With winter still in full force, depending on what waters you’ll be fishing, you’ll pick up on a common thread. Either large natural-colored patterns with a bit of fluorescent contrast or a trigger of sorts, like the Flexi Hothead Damsel from Fullingmill. Or if the fish aren’t zoned into super small nymphs, they’re going to be chasing down large attractors featuring yellow and orange as their predominant colours. Two classic examples would be the Yellow Mellow and Ty’s Taddy. These two flies vary, quite obviously in colour, but why we’ve been testing and catching so frequently on both patterns the last month is because they offer very different movement between them. The way you fish them and the flies you pair them with, are all largely dependent on not just the colour of the fly, but how it’s going to swim and behave in the water.
We found that the Ty’s Taddy, weighted with a fluorescent tungsten bead, was great for fishing on a floating line – often in the shallows when the sun was high and the fish were aggressively pairing areas of the dams where the water was a degree or two warmer. The Yellow Mellow on the other hand was best fished on an intermediate or sinking, fished in front of a more natural pattern imitating a baitfish. Here we rely on the fly line, rather than the weight of the fly, to determine the depth at which we fish.
For the instances where large streamers, naturals, and attractors were not on the menu, we had to take a more technical approach. Stepping down to 5X fluorocarbon tippet, longer 12ft tapered leaders, and tiny size 18 nymphs.
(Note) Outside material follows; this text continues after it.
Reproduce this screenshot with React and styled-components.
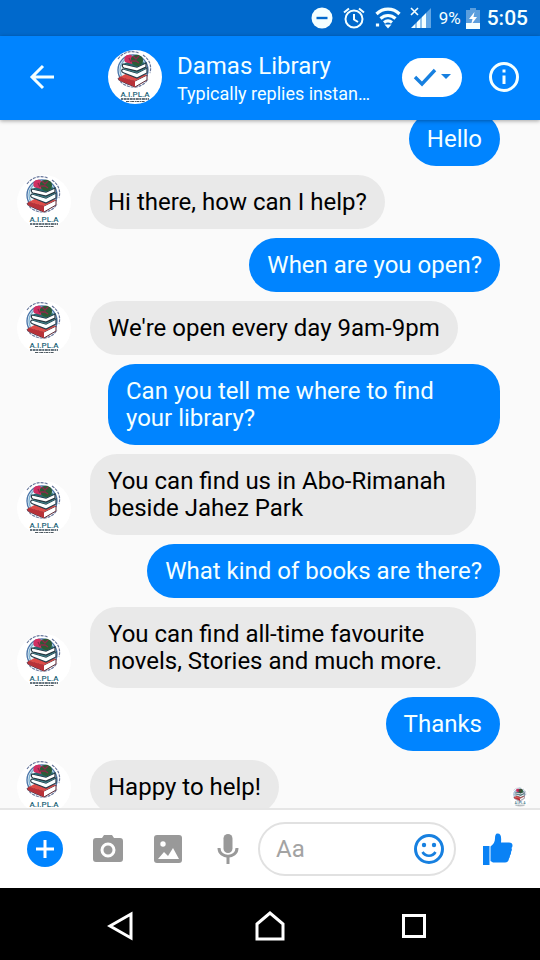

We’ve been testing the new Airflo Ridge 2.0 Universal Taper floating line the past few months and have found the taper to be just as good at bombing out a 30m cast, as what it is at close range. Which is exactly the method we’ve been employing – hiding behind the tall, long grass, sight fishing to single cruising fish in the shallows – enticing them with a team of small nymphs drifted towards the outlet of a dam. A classic, technical mid-water approach that never seems to fail when the time calls for it.
We’re looking forward to Spring and everything it has in-store in terms of fishing, new opportunities, new flies and new gear to test!
Report by Nathan Pahl.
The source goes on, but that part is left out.